REQUIRED TASK
Leaving out all pictures, copy exactly the lines from the one containing "Reproduce this table" down to the one containing "string; value: string", both of them included.

PROVIDED RECORDS
— Begin —

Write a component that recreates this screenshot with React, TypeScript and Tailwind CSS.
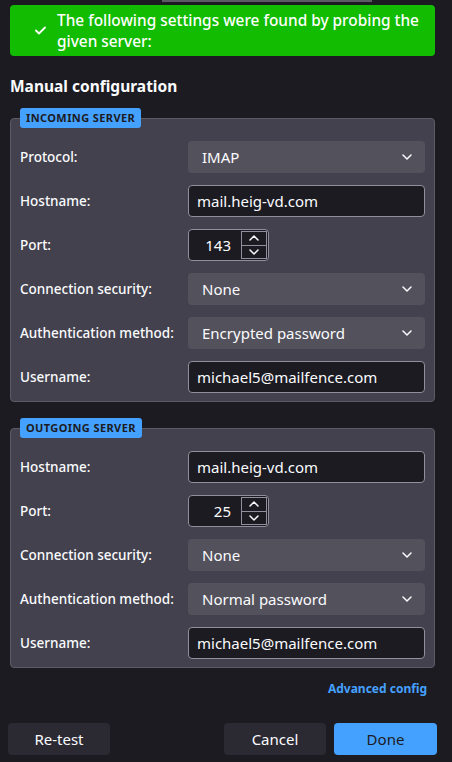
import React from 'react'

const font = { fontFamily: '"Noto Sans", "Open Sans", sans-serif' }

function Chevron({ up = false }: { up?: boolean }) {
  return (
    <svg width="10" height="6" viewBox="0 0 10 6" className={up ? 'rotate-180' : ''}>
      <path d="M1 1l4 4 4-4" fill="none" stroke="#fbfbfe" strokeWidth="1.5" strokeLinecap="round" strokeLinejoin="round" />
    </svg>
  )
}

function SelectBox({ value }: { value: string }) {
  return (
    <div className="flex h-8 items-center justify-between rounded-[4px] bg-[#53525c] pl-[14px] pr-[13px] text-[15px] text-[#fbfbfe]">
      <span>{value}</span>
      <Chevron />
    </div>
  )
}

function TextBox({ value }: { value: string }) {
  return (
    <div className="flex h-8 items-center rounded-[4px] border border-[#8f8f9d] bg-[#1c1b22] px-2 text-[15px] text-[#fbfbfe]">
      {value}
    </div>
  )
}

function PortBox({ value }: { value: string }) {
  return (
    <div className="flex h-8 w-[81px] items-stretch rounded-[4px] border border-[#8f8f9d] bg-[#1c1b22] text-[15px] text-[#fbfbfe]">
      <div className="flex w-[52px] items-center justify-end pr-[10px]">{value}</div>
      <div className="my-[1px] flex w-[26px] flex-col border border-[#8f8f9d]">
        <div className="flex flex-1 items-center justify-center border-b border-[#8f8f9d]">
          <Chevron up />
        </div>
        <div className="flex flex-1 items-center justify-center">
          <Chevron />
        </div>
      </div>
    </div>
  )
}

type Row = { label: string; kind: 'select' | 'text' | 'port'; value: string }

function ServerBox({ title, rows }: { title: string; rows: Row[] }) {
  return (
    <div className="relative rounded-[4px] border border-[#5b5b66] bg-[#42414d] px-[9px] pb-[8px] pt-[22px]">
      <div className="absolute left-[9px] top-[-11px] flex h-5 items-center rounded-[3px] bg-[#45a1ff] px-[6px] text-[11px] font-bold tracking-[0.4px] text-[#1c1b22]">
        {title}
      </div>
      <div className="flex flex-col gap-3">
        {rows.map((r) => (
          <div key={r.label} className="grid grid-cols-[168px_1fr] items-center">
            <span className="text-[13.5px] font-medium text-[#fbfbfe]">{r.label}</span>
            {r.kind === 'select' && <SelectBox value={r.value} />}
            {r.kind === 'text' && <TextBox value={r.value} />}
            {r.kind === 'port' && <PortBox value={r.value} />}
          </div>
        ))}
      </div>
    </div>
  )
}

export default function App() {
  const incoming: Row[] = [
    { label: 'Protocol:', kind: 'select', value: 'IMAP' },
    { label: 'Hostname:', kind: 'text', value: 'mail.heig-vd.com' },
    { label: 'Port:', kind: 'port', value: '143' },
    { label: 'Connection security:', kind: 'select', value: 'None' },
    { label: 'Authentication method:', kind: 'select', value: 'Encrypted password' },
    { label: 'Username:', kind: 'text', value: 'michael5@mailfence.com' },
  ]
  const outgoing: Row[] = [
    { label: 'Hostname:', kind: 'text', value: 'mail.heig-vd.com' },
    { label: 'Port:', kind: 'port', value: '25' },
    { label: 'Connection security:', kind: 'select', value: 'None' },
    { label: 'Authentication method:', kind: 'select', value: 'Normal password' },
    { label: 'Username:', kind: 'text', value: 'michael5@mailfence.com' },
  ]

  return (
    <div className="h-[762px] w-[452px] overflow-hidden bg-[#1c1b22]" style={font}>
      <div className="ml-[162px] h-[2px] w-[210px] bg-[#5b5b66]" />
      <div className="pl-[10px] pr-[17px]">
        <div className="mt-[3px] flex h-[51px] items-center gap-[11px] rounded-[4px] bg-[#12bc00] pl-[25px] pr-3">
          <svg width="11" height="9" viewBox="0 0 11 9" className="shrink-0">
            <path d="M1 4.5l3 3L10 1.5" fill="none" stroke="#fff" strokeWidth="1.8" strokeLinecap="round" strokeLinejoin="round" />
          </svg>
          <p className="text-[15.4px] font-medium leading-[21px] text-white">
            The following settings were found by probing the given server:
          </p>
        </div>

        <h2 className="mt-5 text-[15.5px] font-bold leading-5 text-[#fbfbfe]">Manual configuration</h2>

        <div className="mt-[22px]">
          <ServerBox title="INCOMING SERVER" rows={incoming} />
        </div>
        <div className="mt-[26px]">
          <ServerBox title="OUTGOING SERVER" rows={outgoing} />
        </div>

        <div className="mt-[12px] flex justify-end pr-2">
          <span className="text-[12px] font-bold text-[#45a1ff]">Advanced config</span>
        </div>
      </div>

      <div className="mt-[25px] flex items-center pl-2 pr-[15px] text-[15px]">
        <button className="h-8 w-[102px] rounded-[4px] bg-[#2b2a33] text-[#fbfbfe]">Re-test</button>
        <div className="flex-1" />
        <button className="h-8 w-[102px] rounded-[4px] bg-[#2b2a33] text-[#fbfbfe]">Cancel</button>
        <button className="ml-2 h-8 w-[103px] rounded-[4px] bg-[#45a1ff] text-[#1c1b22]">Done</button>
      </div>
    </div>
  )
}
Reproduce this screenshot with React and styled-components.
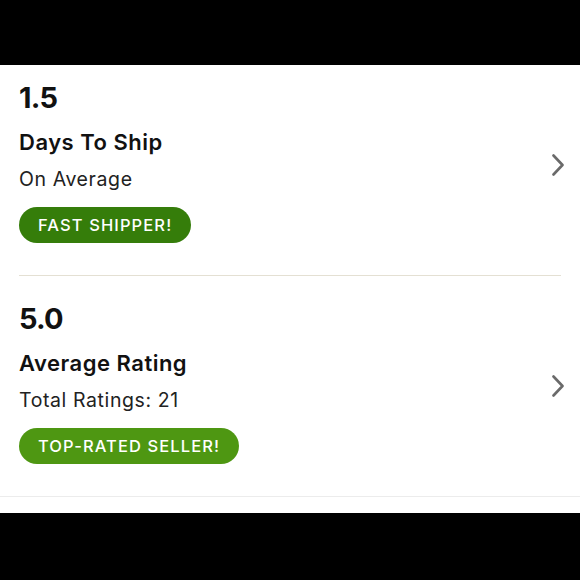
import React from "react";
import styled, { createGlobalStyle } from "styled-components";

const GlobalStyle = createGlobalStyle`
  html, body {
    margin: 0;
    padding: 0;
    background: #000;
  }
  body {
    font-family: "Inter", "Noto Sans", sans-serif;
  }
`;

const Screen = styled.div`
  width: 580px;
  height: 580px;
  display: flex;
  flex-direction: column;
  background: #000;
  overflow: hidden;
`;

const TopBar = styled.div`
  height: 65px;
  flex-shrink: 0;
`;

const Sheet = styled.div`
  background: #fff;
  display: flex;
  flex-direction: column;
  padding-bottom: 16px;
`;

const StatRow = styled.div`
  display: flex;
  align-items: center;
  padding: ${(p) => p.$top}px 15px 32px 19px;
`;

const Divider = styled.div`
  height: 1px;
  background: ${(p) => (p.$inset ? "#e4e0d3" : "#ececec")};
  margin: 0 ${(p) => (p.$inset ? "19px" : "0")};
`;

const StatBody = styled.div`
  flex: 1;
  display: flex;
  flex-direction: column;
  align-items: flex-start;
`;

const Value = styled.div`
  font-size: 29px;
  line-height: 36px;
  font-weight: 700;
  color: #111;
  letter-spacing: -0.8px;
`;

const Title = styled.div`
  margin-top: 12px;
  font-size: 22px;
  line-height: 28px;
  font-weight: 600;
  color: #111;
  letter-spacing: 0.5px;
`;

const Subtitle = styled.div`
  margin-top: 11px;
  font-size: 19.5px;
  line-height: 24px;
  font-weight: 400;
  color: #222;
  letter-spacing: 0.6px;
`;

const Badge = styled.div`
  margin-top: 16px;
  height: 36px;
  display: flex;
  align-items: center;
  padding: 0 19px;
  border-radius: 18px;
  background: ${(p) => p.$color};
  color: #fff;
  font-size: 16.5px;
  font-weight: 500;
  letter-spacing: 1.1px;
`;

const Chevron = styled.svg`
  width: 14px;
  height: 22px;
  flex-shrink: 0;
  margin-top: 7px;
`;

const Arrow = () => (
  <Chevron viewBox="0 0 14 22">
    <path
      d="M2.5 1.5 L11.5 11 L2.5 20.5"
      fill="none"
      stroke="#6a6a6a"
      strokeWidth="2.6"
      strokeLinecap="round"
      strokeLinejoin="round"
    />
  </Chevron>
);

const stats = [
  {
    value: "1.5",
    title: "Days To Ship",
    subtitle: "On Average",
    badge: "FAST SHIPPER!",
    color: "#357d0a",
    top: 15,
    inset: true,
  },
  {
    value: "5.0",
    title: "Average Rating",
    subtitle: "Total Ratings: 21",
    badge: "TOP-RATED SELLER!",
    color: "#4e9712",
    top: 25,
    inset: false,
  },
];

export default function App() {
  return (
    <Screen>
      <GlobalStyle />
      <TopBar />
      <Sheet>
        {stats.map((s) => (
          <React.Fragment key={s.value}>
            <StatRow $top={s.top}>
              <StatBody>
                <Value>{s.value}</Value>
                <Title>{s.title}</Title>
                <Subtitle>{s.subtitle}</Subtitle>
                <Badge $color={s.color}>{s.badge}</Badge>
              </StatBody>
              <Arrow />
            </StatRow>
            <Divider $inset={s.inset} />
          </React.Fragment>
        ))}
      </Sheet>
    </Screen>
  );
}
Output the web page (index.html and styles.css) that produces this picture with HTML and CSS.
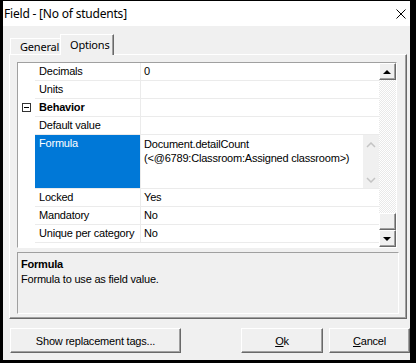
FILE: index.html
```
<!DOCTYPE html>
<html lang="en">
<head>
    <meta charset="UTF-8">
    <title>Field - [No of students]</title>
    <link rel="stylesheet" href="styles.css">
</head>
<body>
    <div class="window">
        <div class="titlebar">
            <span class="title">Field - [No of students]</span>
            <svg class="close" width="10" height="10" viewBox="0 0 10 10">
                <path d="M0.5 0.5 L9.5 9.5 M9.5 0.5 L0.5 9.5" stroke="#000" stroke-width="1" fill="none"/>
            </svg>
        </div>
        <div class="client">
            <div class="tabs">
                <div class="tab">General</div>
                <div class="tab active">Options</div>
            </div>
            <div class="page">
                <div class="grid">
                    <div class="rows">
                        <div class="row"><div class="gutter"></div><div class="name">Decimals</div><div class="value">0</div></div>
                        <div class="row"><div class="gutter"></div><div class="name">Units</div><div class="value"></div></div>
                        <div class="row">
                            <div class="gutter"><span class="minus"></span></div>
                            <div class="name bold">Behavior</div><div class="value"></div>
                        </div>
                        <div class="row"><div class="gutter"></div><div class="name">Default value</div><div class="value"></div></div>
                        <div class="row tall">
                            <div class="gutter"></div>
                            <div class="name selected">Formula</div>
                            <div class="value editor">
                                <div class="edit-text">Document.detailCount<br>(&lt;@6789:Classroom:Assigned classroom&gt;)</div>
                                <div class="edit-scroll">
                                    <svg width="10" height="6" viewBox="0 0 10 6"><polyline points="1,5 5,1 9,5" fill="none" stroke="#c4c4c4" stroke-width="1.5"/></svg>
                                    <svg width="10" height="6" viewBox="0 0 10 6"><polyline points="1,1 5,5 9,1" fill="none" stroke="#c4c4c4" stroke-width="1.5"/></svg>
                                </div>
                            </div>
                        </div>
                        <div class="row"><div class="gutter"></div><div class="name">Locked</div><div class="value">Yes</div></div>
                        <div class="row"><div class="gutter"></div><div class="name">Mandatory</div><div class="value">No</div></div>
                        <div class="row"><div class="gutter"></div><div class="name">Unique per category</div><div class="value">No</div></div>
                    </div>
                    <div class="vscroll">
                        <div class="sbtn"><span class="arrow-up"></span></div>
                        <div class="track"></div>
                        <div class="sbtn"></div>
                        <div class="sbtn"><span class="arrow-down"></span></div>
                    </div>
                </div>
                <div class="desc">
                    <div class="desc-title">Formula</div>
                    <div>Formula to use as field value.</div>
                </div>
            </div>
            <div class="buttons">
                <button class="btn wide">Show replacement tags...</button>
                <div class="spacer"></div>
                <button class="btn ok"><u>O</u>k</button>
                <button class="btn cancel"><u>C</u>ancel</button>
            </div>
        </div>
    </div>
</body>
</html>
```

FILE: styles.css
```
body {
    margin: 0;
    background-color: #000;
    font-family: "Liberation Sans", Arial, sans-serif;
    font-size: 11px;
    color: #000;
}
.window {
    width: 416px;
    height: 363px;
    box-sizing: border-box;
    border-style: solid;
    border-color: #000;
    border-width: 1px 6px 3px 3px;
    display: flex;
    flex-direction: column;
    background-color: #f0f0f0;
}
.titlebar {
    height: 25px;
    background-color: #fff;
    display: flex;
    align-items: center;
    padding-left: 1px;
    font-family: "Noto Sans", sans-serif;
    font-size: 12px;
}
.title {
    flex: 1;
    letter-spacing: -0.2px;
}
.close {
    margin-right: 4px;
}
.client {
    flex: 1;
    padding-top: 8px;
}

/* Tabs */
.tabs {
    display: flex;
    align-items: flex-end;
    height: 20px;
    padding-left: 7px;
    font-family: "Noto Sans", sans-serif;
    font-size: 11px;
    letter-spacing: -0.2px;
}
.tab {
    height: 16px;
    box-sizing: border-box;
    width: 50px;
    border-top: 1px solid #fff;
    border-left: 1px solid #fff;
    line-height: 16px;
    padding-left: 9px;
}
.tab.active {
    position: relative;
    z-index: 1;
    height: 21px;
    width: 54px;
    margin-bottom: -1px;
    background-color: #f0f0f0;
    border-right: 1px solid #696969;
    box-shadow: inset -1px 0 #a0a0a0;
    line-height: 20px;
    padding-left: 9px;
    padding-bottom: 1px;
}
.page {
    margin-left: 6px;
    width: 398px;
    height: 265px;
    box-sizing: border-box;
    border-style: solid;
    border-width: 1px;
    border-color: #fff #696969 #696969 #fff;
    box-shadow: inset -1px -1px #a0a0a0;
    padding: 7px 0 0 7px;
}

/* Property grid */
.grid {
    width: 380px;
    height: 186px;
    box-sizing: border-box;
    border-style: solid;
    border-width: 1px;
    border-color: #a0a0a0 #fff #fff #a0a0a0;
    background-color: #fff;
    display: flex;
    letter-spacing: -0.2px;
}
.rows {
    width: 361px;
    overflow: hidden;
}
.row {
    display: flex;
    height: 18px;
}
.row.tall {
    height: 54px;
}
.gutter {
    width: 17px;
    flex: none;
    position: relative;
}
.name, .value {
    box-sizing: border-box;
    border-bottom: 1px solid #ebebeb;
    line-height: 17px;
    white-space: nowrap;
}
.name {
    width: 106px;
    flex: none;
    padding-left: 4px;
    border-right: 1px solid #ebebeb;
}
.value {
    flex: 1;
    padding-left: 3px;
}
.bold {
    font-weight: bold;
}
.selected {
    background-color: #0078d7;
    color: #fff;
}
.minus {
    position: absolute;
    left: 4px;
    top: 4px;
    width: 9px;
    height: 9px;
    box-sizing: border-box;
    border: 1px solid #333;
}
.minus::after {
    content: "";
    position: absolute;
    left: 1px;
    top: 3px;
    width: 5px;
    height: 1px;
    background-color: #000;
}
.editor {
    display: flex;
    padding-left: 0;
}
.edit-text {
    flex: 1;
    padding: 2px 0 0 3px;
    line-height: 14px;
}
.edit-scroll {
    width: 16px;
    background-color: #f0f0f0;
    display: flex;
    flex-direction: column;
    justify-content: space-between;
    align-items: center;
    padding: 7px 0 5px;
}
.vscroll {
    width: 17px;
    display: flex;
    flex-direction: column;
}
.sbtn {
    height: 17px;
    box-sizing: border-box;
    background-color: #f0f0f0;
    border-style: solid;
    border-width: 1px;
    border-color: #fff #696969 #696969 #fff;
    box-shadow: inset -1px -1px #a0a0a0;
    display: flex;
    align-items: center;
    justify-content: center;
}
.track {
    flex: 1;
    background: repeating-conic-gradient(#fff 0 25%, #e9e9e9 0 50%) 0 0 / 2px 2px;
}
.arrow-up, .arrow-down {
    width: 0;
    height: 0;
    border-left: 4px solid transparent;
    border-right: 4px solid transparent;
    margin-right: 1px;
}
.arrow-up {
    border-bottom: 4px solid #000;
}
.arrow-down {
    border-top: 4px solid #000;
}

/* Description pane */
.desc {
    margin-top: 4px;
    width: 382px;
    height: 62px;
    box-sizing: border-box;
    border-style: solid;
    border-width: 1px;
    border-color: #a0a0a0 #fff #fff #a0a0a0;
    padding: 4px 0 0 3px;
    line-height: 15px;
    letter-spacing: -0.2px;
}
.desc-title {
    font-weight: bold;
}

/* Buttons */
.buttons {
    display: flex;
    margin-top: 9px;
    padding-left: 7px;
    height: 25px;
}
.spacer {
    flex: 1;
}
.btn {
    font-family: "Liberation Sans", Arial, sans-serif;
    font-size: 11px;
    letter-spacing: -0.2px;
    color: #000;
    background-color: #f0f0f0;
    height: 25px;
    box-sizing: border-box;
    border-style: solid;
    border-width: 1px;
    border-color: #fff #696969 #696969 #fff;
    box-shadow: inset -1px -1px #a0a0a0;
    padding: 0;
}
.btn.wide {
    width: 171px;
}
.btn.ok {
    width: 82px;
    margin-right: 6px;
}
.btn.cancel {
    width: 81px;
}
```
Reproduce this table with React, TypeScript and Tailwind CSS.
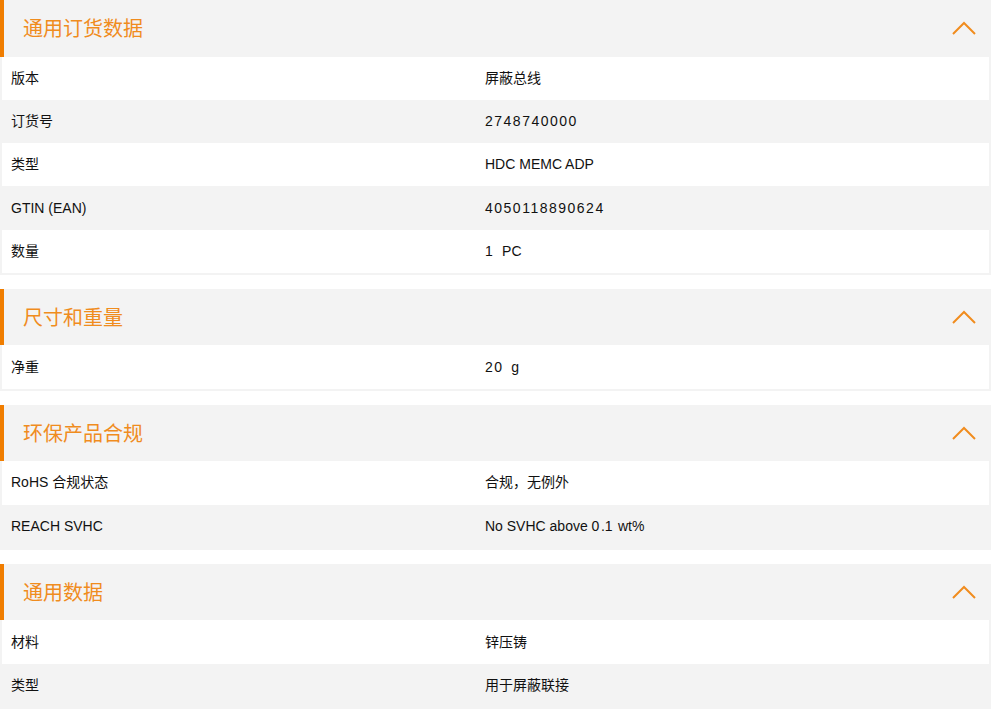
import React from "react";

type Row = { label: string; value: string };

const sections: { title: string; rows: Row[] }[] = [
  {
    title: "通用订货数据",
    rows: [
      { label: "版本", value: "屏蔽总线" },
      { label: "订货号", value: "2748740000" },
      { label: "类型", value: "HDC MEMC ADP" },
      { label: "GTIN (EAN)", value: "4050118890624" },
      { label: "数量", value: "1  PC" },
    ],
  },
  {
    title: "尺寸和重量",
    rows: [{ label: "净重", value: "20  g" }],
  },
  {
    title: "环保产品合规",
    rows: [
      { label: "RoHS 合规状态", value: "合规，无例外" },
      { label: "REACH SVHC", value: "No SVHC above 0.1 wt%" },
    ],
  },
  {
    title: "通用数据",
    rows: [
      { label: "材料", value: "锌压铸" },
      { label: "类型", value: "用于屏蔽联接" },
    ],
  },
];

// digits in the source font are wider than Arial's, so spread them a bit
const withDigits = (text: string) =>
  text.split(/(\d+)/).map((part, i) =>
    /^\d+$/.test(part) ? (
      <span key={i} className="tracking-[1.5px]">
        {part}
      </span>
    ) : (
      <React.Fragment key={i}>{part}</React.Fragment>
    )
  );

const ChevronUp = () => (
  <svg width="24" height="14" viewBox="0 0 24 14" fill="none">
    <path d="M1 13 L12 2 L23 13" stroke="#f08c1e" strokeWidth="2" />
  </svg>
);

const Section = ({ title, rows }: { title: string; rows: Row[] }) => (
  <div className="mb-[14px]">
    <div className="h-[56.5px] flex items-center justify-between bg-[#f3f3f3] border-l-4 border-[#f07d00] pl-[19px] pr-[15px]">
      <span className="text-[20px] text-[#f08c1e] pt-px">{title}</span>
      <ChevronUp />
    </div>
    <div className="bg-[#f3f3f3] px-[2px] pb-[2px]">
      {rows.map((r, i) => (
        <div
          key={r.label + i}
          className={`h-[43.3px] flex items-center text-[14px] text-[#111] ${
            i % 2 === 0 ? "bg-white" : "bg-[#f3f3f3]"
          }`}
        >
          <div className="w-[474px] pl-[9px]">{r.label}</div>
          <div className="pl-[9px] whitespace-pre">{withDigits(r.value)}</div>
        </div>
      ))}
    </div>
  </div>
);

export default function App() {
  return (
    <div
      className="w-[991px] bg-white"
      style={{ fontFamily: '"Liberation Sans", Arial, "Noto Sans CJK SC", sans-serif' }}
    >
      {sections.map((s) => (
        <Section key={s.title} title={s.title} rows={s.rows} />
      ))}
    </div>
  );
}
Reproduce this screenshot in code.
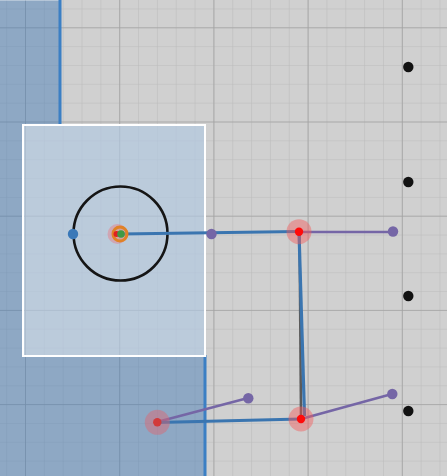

— End —

ANSWER TO THIS TASK
Reproduce this table with React, TypeScript and Tailwind CSS.
import React from "react";

type Row = { label: string; value: string };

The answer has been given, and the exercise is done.